Another theory is that a hint of a familiar idea in Sausage Party helped in its wider than expected appeal. Many have likened the movie to Toy Story only about food stuff and with much dirtier humor, though with a similarly philosophical theme. Was this just the perfect movie right now for people who grew up on those Disney/Pixar movies, the last of which arrived six years ago?
Whatever the case, Sausage Party managed a number of records that are actually sort of notable, at least compared to most record-breaking claims these days. It blew away the competition for R-rated animated features and will very likely be the first one to reach $100m, so long as its ‘B’ grade Cinemascore doesn’t mean it’ll have weak word of mouth. It also had the best ever August opening for animation, which is fairly shocking.
Here are some past wide movie openings (roughly adjusted) for animated features rated PG-13 and R worthy of comparison:
Sausage Party (2016, R) – $34m
Beowulf (2007, PG-13) – $34m
The Simpsons Movie (2007, PG-13) – $93m
Aqua Teen Hunger Force Colon Movie Film for Theaters (2007, R) – $4m
Eight Crazy Nights (2002, PG-13) – $14m
South Park: Bigger, Longer & Uncut (2000, R) – $19m
Beavis and Butt-Head Do America (1996, PG-13) – $39m
Bebe’s Kids (1992, PG-13) – $6m
Cool World (1992, PG-13) – $12m
Heavy Metal (1981, R) – $10m
As for the new live-action remake of an old Disney movie, the box office for Pete’s Dragon is not surprising.
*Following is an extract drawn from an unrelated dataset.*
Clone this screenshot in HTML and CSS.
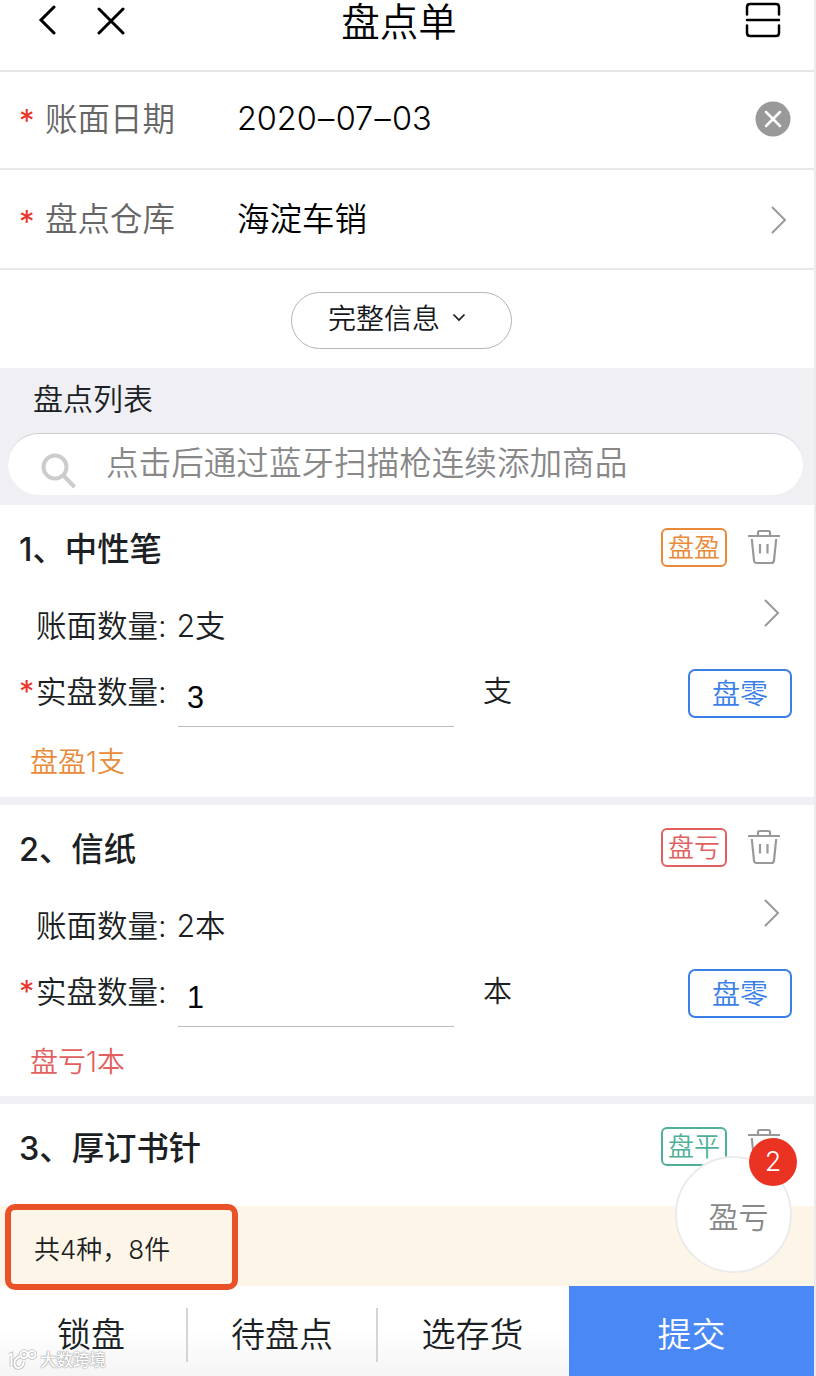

It also can’t really be compared to the recent hits that redo the animated classics. The original Pete’s Dragon is apparently not well-known let alone a brand with a fanbase or a significant nostalgia base or much interest at all. Nobody was really curious to see a fresh new take on that particular property.
Live-action remakes of old live-action Disney movies have done okay but very rarely huge business, and usually it still has had to be a broader comedic movie or something sci-fi and/or starring Robin Williams or The Rock, rather than a sweet and folksy and relatively star-free effort like what David Lowery did here.
Even then, the broader stuff may not be of interest now, either. Nine Lives, which isn’t Disney but redoes what that studio did successfully back in the day with stuff like The Shaggy Dog, bombed, too. Speaking of which, adjusted for inflation, Disney’s 2006 Shaggy Dog remake made almost identical the amount of the Pete’s Dragon remake.
Pete’s Dragon could very well do finein the long run through word of mouth and return viewers. It’s not especially original or clever or memorable, but it offers a rare kind of clean, well-directed emotional entertainment that we need right now, and maybe the few of us who appreciate that over crude content will keep it going. The movie is old fashioned enough that it ought to have old-fashioned staying power.
The thing is, and this weekend’s attendance may prove it, crude is king still. Yet Pete’s Dragon did perform better than the latest Steven Spielberg picture, The BFG, which is also Disney and is almost the same sort of story but with farts, and that’s interesting since Pete’s Dragon is also easily likened to Spielberg’s classic hit E.T. the Extra-Terrestrial.
It came close to the adjusted opening of Spielberg’s Hook, which did the idea of a new take on a Disney animated classic thing way before Disney did it themselves. Of course, that Peter Pan update wasn’t exactly a success, either. It was more akin to today’s non-Disney live-action versions of stories used for Disney animated classics (see last year’s Peter Pan-inspired Pan).
Here are some past wide movie openings (roughly adjusted) for live-action remakes of live-action Disney movies worthy of comparison:
Pete’s Dragon (2016) – $22m
Race to Witch Mountain (2009) – $28m
The Shaggy Dog (2006) – $22m
Herbie: Fully Loaded (2005) – $17m
Freaky Friday (2003) – $32m
The Parent Trap (1998) – $21m
Mighty Joe Young (1998, original was RKO during Disney era) – $20m
Flubber (1997) – $50m
That Darn Cat (1997) – $12m
Homeward Bound: The Incredible Journey (1993) – $17m
At the end of the day, Sausage Party and Pete’s Dragon could wind up very close with their final grosses, though the former will be more profitable if that’s the case. Their impacts are therefore quite different, with Sausage Party likely spitting out a sequel, which will not be nearly as popular, and maybe inspiring more raunchy but less smart R-rated animated features.
The risk of making Pete’s Dragon with a fresh director who has an indie sensibility may not be as positive for similar projects going on at Disney. Fortunately for the live-action Winnie the Pooh project penned by Alex Ross Perry, that has a lot more name recognition and favor so it shouldn’t be seen as threatened now. But the glitzier and more bombastic approach seen with Alice in Wonderland and Cinderella will continue to be the norm.